Begin Data excerpt

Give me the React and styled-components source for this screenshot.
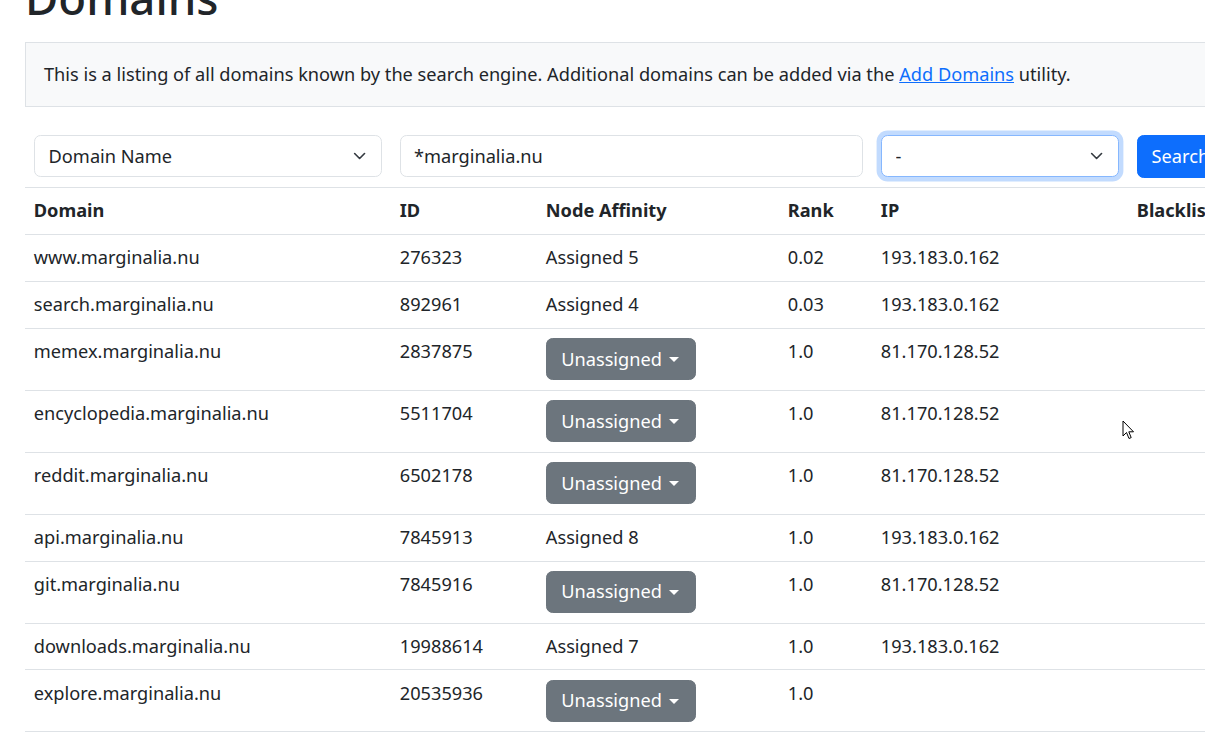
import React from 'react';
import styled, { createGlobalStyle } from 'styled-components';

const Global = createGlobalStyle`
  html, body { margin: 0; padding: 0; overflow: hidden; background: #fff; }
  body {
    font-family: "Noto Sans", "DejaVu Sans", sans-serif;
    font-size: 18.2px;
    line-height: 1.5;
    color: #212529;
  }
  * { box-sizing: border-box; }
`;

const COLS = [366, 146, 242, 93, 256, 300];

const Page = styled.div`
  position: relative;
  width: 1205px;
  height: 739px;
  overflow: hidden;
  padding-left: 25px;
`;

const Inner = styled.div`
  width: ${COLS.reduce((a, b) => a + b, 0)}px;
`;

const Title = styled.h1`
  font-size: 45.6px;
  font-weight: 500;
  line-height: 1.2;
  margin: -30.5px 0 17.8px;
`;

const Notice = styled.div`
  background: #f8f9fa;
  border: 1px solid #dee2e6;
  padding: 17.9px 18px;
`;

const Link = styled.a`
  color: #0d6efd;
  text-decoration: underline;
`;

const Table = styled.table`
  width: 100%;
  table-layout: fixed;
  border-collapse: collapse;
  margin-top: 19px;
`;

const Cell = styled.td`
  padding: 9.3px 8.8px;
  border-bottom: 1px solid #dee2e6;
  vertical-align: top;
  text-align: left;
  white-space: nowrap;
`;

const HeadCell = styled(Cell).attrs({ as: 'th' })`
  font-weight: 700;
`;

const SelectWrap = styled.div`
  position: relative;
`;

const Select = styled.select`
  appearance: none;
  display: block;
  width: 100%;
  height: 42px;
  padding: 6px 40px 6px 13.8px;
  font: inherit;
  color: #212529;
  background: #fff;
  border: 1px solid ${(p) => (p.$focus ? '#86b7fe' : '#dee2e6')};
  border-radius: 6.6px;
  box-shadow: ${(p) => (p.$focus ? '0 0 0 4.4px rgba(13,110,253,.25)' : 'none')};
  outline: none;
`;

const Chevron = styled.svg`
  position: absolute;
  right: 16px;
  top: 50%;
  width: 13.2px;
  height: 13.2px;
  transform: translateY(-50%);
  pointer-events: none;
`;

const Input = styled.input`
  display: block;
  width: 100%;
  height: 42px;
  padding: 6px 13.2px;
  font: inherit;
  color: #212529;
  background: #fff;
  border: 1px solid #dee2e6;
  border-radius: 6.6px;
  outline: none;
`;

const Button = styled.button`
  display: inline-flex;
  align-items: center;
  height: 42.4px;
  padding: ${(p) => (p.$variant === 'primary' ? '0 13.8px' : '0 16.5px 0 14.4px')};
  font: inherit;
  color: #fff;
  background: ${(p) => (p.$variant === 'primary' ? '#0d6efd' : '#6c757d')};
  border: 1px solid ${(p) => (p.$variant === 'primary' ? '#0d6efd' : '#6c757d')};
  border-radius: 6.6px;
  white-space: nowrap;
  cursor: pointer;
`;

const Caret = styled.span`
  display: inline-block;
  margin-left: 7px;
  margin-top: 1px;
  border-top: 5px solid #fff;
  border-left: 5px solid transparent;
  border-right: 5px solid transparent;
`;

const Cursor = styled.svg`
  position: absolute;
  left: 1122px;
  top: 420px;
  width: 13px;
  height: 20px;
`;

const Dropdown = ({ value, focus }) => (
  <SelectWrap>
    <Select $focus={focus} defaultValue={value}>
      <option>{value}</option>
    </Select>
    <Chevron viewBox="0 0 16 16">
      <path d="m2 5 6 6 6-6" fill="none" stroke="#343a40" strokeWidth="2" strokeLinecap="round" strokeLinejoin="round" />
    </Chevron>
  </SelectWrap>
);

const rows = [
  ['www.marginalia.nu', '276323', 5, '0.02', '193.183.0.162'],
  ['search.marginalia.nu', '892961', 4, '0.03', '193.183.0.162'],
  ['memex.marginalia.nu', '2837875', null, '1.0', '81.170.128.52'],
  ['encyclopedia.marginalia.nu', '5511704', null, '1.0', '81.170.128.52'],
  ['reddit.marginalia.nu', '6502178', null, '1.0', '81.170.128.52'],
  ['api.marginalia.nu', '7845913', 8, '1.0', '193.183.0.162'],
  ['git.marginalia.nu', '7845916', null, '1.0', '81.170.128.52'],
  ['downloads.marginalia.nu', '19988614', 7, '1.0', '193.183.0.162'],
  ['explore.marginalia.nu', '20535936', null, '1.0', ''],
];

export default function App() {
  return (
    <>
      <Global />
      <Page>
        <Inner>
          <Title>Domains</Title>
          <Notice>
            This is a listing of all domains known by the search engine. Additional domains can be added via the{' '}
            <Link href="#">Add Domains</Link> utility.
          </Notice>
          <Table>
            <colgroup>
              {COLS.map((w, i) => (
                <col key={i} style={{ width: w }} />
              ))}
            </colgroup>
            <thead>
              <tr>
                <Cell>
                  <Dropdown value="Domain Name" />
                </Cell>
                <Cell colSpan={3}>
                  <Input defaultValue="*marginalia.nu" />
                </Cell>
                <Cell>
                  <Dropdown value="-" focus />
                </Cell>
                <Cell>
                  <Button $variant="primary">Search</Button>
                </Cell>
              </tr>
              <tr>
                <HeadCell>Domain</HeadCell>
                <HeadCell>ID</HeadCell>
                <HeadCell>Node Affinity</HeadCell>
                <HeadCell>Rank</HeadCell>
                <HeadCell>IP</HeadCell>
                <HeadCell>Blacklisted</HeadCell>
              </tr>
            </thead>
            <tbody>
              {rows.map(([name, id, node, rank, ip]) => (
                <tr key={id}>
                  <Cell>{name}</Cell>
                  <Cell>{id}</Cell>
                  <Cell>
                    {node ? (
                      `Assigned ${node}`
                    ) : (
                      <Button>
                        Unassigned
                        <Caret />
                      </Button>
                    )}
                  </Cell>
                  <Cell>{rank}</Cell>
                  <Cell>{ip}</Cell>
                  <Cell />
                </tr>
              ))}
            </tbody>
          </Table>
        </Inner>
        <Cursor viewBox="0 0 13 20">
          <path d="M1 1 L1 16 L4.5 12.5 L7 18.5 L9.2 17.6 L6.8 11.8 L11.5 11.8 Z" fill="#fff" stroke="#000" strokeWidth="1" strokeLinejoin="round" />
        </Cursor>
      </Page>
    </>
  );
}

End Data excerpt

Exercise prompt
Give the data again exactly as written, with all pictures left out.

Response to this exercise
Give me the React and styled-components source for this screenshot.
import React from 'react';
import styled, { createGlobalStyle } from 'styled-components';

const Global = createGlobalStyle`
  html, body { margin: 0; padding: 0; overflow: hidden; background: #fff; }
  body {
    font-family: "Noto Sans", "DejaVu Sans", sans-serif;
    font-size: 18.2px;
    line-height: 1.5;
    color: #212529;
  }
  * { box-sizing: border-box; }
`;

const COLS = [366, 146, 242, 93, 256, 300];

const Page = styled.div`
  position: relative;
  width: 1205px;
  height: 739px;
  overflow: hidden;
  padding-left: 25px;
`;

const Inner = styled.div`
  width: ${COLS.reduce((a, b) => a + b, 0)}px;
`;

const Title = styled.h1`
  font-size: 45.6px;
  font-weight: 500;
  line-height: 1.2;
  margin: -30.5px 0 17.8px;
`;

const Notice = styled.div`
  background: #f8f9fa;
  border: 1px solid #dee2e6;
  padding: 17.9px 18px;
`;

const Link = styled.a`
  color: #0d6efd;
  text-decoration: underline;
`;

const Table = styled.table`
  width: 100%;
  table-layout: fixed;
  border-collapse: collapse;
  margin-top: 19px;
`;

const Cell = styled.td`
  padding: 9.3px 8.8px;
  border-bottom: 1px solid #dee2e6;
  vertical-align: top;
  text-align: left;
  white-space: nowrap;
`;

const HeadCell = styled(Cell).attrs({ as: 'th' })`
  font-weight: 700;
`;

const SelectWrap = styled.div`
  position: relative;
`;

const Select = styled.select`
  appearance: none;
  display: block;
  width: 100%;
  height: 42px;
  padding: 6px 40px 6px 13.8px;
  font: inherit;
  color: #212529;
  background: #fff;
  border: 1px solid ${(p) => (p.$focus ? '#86b7fe' : '#dee2e6')};
  border-radius: 6.6px;
  box-shadow: ${(p) => (p.$focus ? '0 0 0 4.4px rgba(13,110,253,.25)' : 'none')};
  outline: none;
`;

const Chevron = styled.svg`
  position: absolute;
  right: 16px;
  top: 50%;
  width: 13.2px;
  height: 13.2px;
  transform: translateY(-50%);
  pointer-events: none;
`;

const Input = styled.input`
  display: block;
  width: 100%;
  height: 42px;
  padding: 6px 13.2px;
  font: inherit;
  color: #212529;
  background: #fff;
  border: 1px solid #dee2e6;
  border-radius: 6.6px;
  outline: none;
`;

const Button = styled.button`
  display: inline-flex;
  align-items: center;
  height: 42.4px;
  padding: ${(p) => (p.$variant === 'primary' ? '0 13.8px' : '0 16.5px 0 14.4px')};
  font: inherit;
  color: #fff;
  background: ${(p) => (p.$variant === 'primary' ? '#0d6efd' : '#6c757d')};
  border: 1px solid ${(p) => (p.$variant === 'primary' ? '#0d6efd' : '#6c757d')};
  border-radius: 6.6px;
  white-space: nowrap;
  cursor: pointer;
`;

const Caret = styled.span`
  display: inline-block;
  margin-left: 7px;
  margin-top: 1px;
  border-top: 5px solid #fff;
  border-left: 5px solid transparent;
  border-right: 5px solid transparent;
`;

const Cursor = styled.svg`
  position: absolute;
  left: 1122px;
  top: 420px;
  width: 13px;
  height: 20px;
`;

const Dropdown = ({ value, focus }) => (
  <SelectWrap>
    <Select $focus={focus} defaultValue={value}>
      <option>{value}</option>
    </Select>
    <Chevron viewBox="0 0 16 16">
      <path d="m2 5 6 6 6-6" fill="none" stroke="#343a40" strokeWidth="2" strokeLinecap="round" strokeLinejoin="round" />
    </Chevron>
  </SelectWrap>
);

const rows = [
  ['www.marginalia.nu', '276323', 5, '0.02', '193.183.0.162'],
  ['search.marginalia.nu', '892961', 4, '0.03', '193.183.0.162'],
  ['memex.marginalia.nu', '2837875', null, '1.0', '81.170.128.52'],
  ['encyclopedia.marginalia.nu', '5511704', null, '1.0', '81.170.128.52'],
  ['reddit.marginalia.nu', '6502178', null, '1.0', '81.170.128.52'],
  ['api.marginalia.nu', '7845913', 8, '1.0', '193.183.0.162'],
  ['git.marginalia.nu', '7845916', null, '1.0', '81.170.128.52'],
  ['downloads.marginalia.nu', '19988614', 7, '1.0', '193.183.0.162'],
  ['explore.marginalia.nu', '20535936', null, '1.0', ''],
];

export default function App() {
  return (
    <>
      <Global />
      <Page>
        <Inner>
          <Title>Domains</Title>
          <Notice>
            This is a listing of all domains known by the search engine. Additional domains can be added via the{' '}
            <Link href="#">Add Domains</Link> utility.
          </Notice>
          <Table>
            <colgroup>
              {COLS.map((w, i) => (
                <col key={i} style={{ width: w }} />
              ))}
            </colgroup>
            <thead>
              <tr>
                <Cell>
                  <Dropdown value="Domain Name" />
                </Cell>
                <Cell colSpan={3}>
                  <Input defaultValue="*marginalia.nu" />
                </Cell>
                <Cell>
                  <Dropdown value="-" focus />
                </Cell>
                <Cell>
                  <Button $variant="primary">Search</Button>
                </Cell>
              </tr>
              <tr>
                <HeadCell>Domain</HeadCell>
                <HeadCell>ID</HeadCell>
                <HeadCell>Node Affinity</HeadCell>
                <HeadCell>Rank</HeadCell>
                <HeadCell>IP</HeadCell>
                <HeadCell>Blacklisted</HeadCell>
              </tr>
            </thead>
            <tbody>
              {rows.map(([name, id, node, rank, ip]) => (
                <tr key={id}>
                  <Cell>{name}</Cell>
                  <Cell>{id}</Cell>
                  <Cell>
                    {node ? (
                      `Assigned ${node}`
                    ) : (
                      <Button>
                        Unassigned
                        <Caret />
                      </Button>
                    )}
                  </Cell>
                  <Cell>{rank}</Cell>
                  <Cell>{ip}</Cell>
                  <Cell />
                </tr>
              ))}
            </tbody>
          </Table>
        </Inner>
        <Cursor viewBox="0 0 13 20">
          <path d="M1 1 L1 16 L4.5 12.5 L7 18.5 L9.2 17.6 L6.8 11.8 L11.5 11.8 Z" fill="#fff" stroke="#000" strokeWidth="1" strokeLinejoin="round" />
        </Cursor>
      </Page>
    </>
  );
}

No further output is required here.